Does the poetry engage with contemporary social/political issues, or ignore them?

Does the poetry speak to an elitist, small audience (less than 500)? Or does it speak to/strengthen communities?

What drove the poet to make this work?


2) How is it useful to me?

Those who have attended visual arts school will know that artists are required to present a ‘credo’ or poetics with each new piece. Why they made it, how, what they expect it will do to the audience, how it will fit into the existing body of art past/present, how it challenges/changes/expands on this, how it fits into the existing marketplace. This is one reason visual artists are much more able to engage with a greater audience, critics and consumers (i.e. state the ‘value’ of their own work)

Benefits of having a poetics/stating it:

  • If you don’t know where you are, you won’t know where you’re going or when you get there. Or, you may not realise that you are repeating the same collection over and over again.
  • If you are trying to change the poetic landscape this gives you the opportunity to re-write it and alter it.
  • It forces your readers/critics to read your poetry within the framework you have set. If you are trying to do something radically new, it minimises the chances of being misread – even if you are misread it will be within the framework you have selected. Poetic manifestos and credos have been the cornerstones of many major forces of change.

(The negative side is that if you make a claim and don’t live up to it, you’re open to attack with nowhere to hide).

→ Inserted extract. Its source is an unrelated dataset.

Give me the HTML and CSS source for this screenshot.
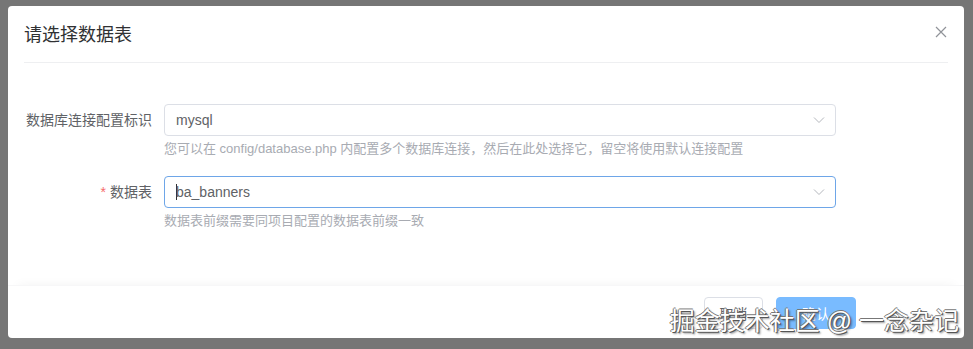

  • It can be seen as a gift to your reader,  a guiding hand into new territories.
  • It allows you to build a community of poets who have the same beliefs – this may be important if you are seeking to alter the existing poetry landscape.
  • It may inspire you to take a new creative direction and can be a creative impulse on its own.
  • It is a gift to other poets/artists in exploring the why and how of your method of making art (it is always specific to you and your work which is its central beauty).
  • It allows you to understand the value of your own work and helps others to see it.